Revenons à la notion d’ « illégalité clairement établie ». Pour établir l’illégalité d’un acte, il ne suffit pas qu’un acte contrevienne à une loi …. Il faut qu’un acte similaire ait été jugé illégal par la justice constituant ainsi un précédent. Cela parait déjà étonnant : un meurtre, un vol ne sont-ils pas des actes illégaux…que quelqu’un d’autre ait déjà ou non commis ces actes ? Mais la Cour Suprême a de plus contribué à rendre cette notion de plus en plus étroite. Pour établir que les faits sont ‘clairement illégaux’, on ne regarde pas seulement l’acte mais les conditions précises de réalisation. A titre d’exemple, la distance de tir, le lieu du tir, la réaction de la victime, le type de victime… sont donc aussi des critères. Les cas cités par Reuters sont édifiants par exemple : “In February, the federal appeals court in Cincinnati, Ohio, granted immunity to an officer who shot and wounded a 14-year-old boy in the shoulder after the boy dropped a BB gun and raised his hands. The court rejected as a precedent a 2011 case in which an officer shot and killed a man as he began lowering a shotgun. The difference between the incidents was too great, the court determined, because the boy had first drawn the BB gun from his waistband before dropping it.”  

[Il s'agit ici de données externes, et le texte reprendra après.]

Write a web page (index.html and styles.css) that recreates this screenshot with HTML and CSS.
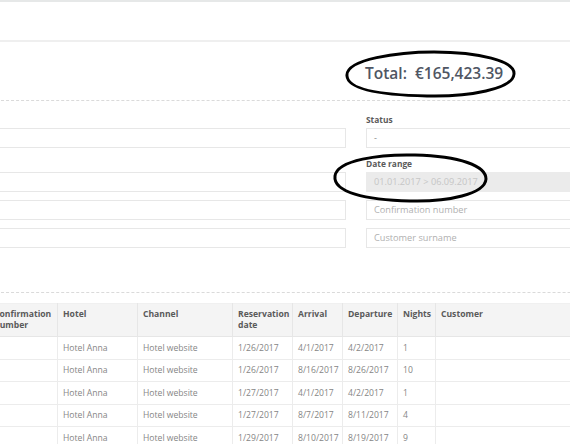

 …. Le pire reste à venir. Depuis 2009, la Cour Suprême permet au juge (arrêt Pearson v. Callahan) d’ignorer la première question de la violence excessive pour se focaliser sur la question de l’illégalité clairement établie. Cela peut paraitre anodin, sauf que les conséquences ne le sont pas.  Si une Cour accorde l’immunité à un policier faute de précédent mais ne juge pas si la violence était excessive, dans ce cas-là, elle n’établit toujours pas de précédent…  auquel de futurs cas pourraient faire référence. Donc, non seulement tout policier qui commet un crime ‘nouveau’ peut tranquillement échapper à la justice mais ce type de crime restera ‘nouveau’ ad vitam aeternam puisqu’il ne sera jamais permis d’établir de précédent. Vous me direz, ces faits illégaux devraient être punis au pénal. Encore faudrait-il qu’ils soient poursuivis. Quelques chiffres rapides. Il y a environ 1000 personnes qui sont tuées chaque année par des policiers (dont 23 % de noirs qui ne représentent que 12% de la population). Cela est bien évidemment très largement supérieur aux chiffres de tout pays démocratique (En France c’est environ une quinzaine par an). Sur ces 1.000 cas, seule une petite centaine de policiers sont inquiétés pour ces faits…. En gros, pour qu’un policier soit poursuivi au pénal, il faut que le sujet fasse la une des presses et télés nationales. Mais ils ne sont quasiment jamais reconnus coupables. Ainsi de 2005 à 2019, il n’y a eu que 3 policiers jugés coupables de meurtres pour avoir tué un civil. Calculez le taux si on estime qu’il y a entre 10.000 et 15.000 personnes tuées par la police sur la période. On comprend dès lors la véhémence des manifestants quand ils demandent que justice soit enfin faite.